Thoroughbred Partnerships Benefit From The DRF
Have you ever been to the races and not known the first thing about how to pick a winning horse in a race? Many people find themselves betting on horses for a number of reasons that really have no bearing on whether the horse will win the race or not, but don’t have any idea what else to go by. I find people at the track talking about the color of the horse as well as the jockey’s silks and the horse’s birthday. There is nothing wrong with going out to the track and relying on a little bit of luck with one of these methods, but at the same time wouldn’t you like to know how to read the Daily Racing Form?
Have you ever been to the racetrack and seen people everywhere pouring over a newspaper, circling horses on each page and studying so intensely? Well that paper is the Daily Racing Form (DRF), the Bible for most thoroughbred horse racing partnerships and anyone involved in racing. The DRF was founded in 1894 in Chicago, Illinois with the purpose of detailing individual races at a racetrack with the past performances of each horse in each race. This was a way for bettors and thoroughbred syndicate owners to get a better idea of how good each horse was, what types of races they had been running in, and also how they finished in each race.
Today the DRF also acts as a source of thoroughbred racing and breeding news on a daily basis, but primarily is the gold standard for past performances for racing. When you pick up a DRF for the first time at the racetrack it can be quite daunting because there is a lot of information on each page. But there are a few keys things to focus on as you are first learning to read the DRF. First read the condition of the race. The condition of the race will tell you the distance of the race, the surface the horses will be running on, the level of the race, as well as the age and sex of the horses running. From there go through each horse running and see if they have been running at a similar level as the condition listed and see how they have finished at this level previously.

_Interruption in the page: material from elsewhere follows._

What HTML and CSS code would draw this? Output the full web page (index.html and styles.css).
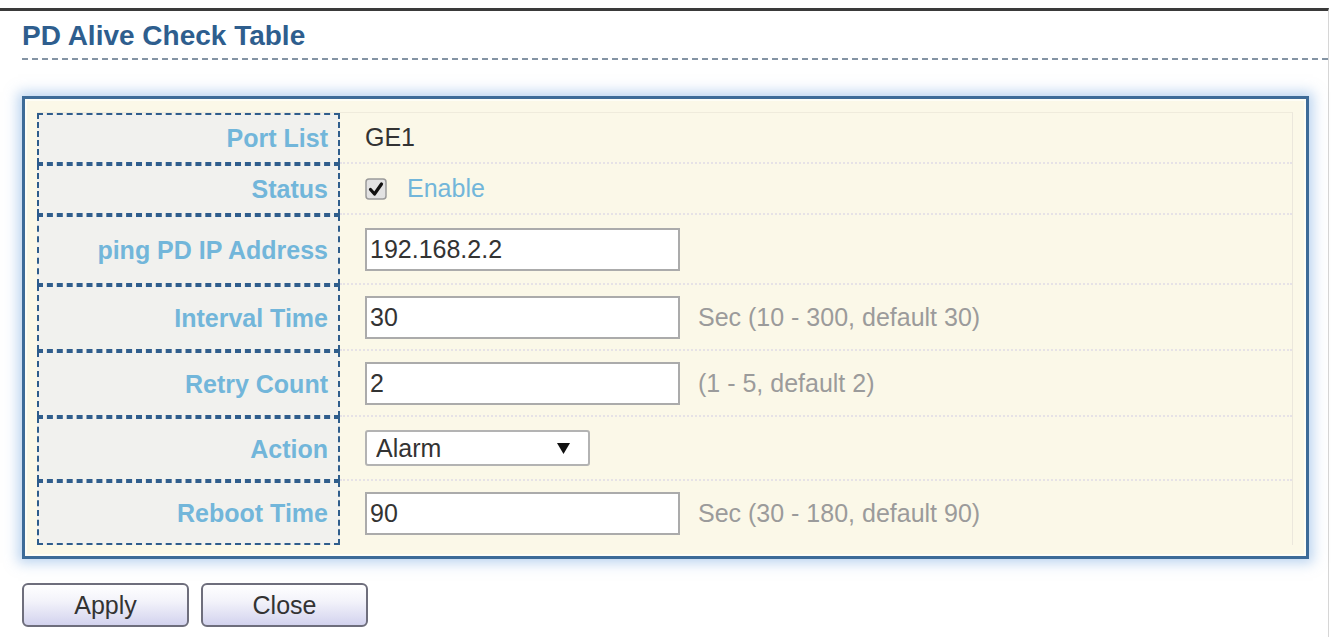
FILE: index.html
```html
<!DOCTYPE html>
<html lang="en">
<head>
    <meta charset="UTF-8">
    <title>PD Alive Check Table</title>
    <link rel="stylesheet" href="styles.css">
</head>
<body>
    <div class="frame">
        <h2 class="title">PD Alive Check Table</h2>

        <div class="panel">
            <div class="table">
                <div class="row short">
                    <div class="label">Port List</div>
                    <div class="value">GE1</div>
                </div>
                <div class="row short">
                    <div class="label">Status</div>
                    <div class="value">
                        <svg class="check" width="22" height="22" viewBox="0 0 22 22">
                            <rect x="1" y="1" width="20" height="20" rx="3" fill="#e2e2e2" stroke="#9a9a9a" stroke-width="1.5"/>
                            <path d="M5.5 11.5 L9.5 16 L16.5 6" fill="none" stroke="#111" stroke-width="3.2" stroke-linecap="round" stroke-linejoin="round"/>
                        </svg>
                        <span class="enable">Enable</span>
                    </div>
                </div>
                <div class="row tall">
                    <div class="label">ping PD IP Address</div>
                    <div class="value"><input class="field" type="text" value="192.168.2.2"></div>
                </div>
                <div class="row">
                    <div class="label">Interval Time</div>
                    <div class="value">
                        <input class="field" type="text" value="30">
                        <span class="hint">Sec (10 - 300, default 30)</span>
                    </div>
                </div>
                <div class="row">
                    <div class="label">Retry Count</div>
                    <div class="value">
                        <input class="field" type="text" value="2">
                        <span class="hint">(1 - 5, default 2)</span>
                    </div>
                </div>
                <div class="row low">
                    <div class="label">Action</div>
                    <div class="value">
                        <div class="select-wrap">
                            <select class="select">
                                <option>Alarm</option>
                                <option>Reboot</option>
                                <option>Alarm and Reboot</option>
                            </select>
                            <svg class="arrow" width="13" height="11" viewBox="0 0 13 11">
                                <path d="M0 0 H13 L6.5 11 Z" fill="#111"/>
                            </svg>
                        </div>
                    </div>
                </div>
                <div class="row low">
                    <div class="label">Reboot Time</div>
                    <div class="value">
                        <input class="field" type="text" value="90">
                        <span class="hint">Sec (30 - 180, default 90)</span>
                    </div>
                </div>
            </div>
        </div>

        <div class="buttons">
            <button class="btn">Apply</button>
            <button class="btn">Close</button>
        </div>
    </div>
</body>
</html>
```

FILE: styles.css
```css
body {
    margin: 0;
    background: #fff;
    font-family: "Liberation Sans", Arial, sans-serif;
    font-size: 25px;
    color: #333;
}
.frame {
    margin-top: 8px;
    width: 1328px;
    height: 626px;
    border-top: 3px solid #3a3a3a;
    border-right: 1px solid #d6d6d6;
}
.title {
    margin: 0 0 0 22px;
    padding: 9px 0 6px 0;
    font-size: 28px;
    line-height: 32px;
    font-weight: bold;
    color: #2e5e8e;
    border-bottom: 2px dashed #8494a4;
}
.panel {
    margin: 36px 19px 0 22px;
    padding: 13px 13px 11px 12px;
    background: #fbf8e8;
    border: 3px solid #3d6b98;
    box-shadow: 0 0 12px 4px rgba(120, 170, 225, 0.5), inset 0 0 0 2px #fdfdf6;
}
.table {
    border-top: 1px solid #efebdc;
    border-right: 1px solid #ebe7dc;
}
.row {
    display: flex;
    height: 66px;
}
.row.short { height: 51px; }
.row.tall { height: 70px; }
.row.low { height: 64px; }
.label {
    width: 303px;
    box-sizing: border-box;
    display: flex;
    align-items: center;
    justify-content: flex-end;
    padding-right: 10px;
    background: #f1f1ee;
    border: 2px dashed #2f5d8c;
    color: #72b6da;
    font-weight: bold;
}
.value {
    flex: 1;
    display: flex;
    align-items: center;
    padding-left: 25px;
    border-bottom: 2px dotted #e6e2e6;
}
.row:last-child .value { border-bottom: none; }
.check { flex: none; }
.enable {
    margin-left: 20px;
    color: #72b6da;
}
.field {
    width: 315px;
    height: 43px;
    box-sizing: border-box;
    margin: 0;
    padding: 0 3px;
    border: 2px solid #ababab;
    background: #fff;
    font-family: inherit;
    font-size: 25px;
    color: #333;
}
.hint {
    margin-left: 18px;
    color: #9b9b9b;
}
.select-wrap {
    position: relative;
    width: 225px;
    height: 36px;
}
.select {
    appearance: none;
    -webkit-appearance: none;
    width: 100%;
    height: 100%;
    box-sizing: border-box;
    margin: 0;
    padding: 0 0 0 9px;
    border: 2px solid #b3b3b3;
    border-radius: 3px;
    background: #fff;
    font-family: inherit;
    font-size: 25px;
    color: #333;
}
.arrow {
    position: absolute;
    right: 20px;
    top: 13px;
    pointer-events: none;
}
.buttons {
    display: flex;
    gap: 12px;
    margin: 24px 0 0 22px;
}
.btn {
    width: 167px;
    height: 44px;
    border: 2px solid #6e6e7c;
    border-radius: 6px;
    background: linear-gradient(#ffffff 0%, #f3f3fa 40%, #d3d3ee 100%);
    font-family: inherit;
    font-size: 25px;
    color: #333;
    cursor: pointer;
}
```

This will give you a good idea of what is called the class of each horse. In addition, while looking to see if this horse can compete at this level briefly take a look at the horses overall record as well as their last few races which will give you an idea of the horse’s current form, or how they have been running lately. This will sometimes give you an idea of a certain pattern or trend the horse has been going through.
After looking at the class and form of each horse in a specific race take a look at the pace scenario that may set up during the race. In each past performance of a horse’s previous race the DRF gives you the position the horse was in at five different points throughout the race from start to finish. This will give you a good idea of the horse’s running style. You will see as you look through each horse’s past performances most of them will develop a style that reoccurs from race to race. Some horses will go straight to the lead and stay at the lead and either win that way or completely fade at the end, they are speed horses. Then there are horses that sit just off the speed in about 2nd to 4th and wait until the last couple furlongs for their last kick and win from there. And then there are closers and deep closers who break very slow from the gate and sit towards the back of the pack throughout the entire race and come closing at the very end.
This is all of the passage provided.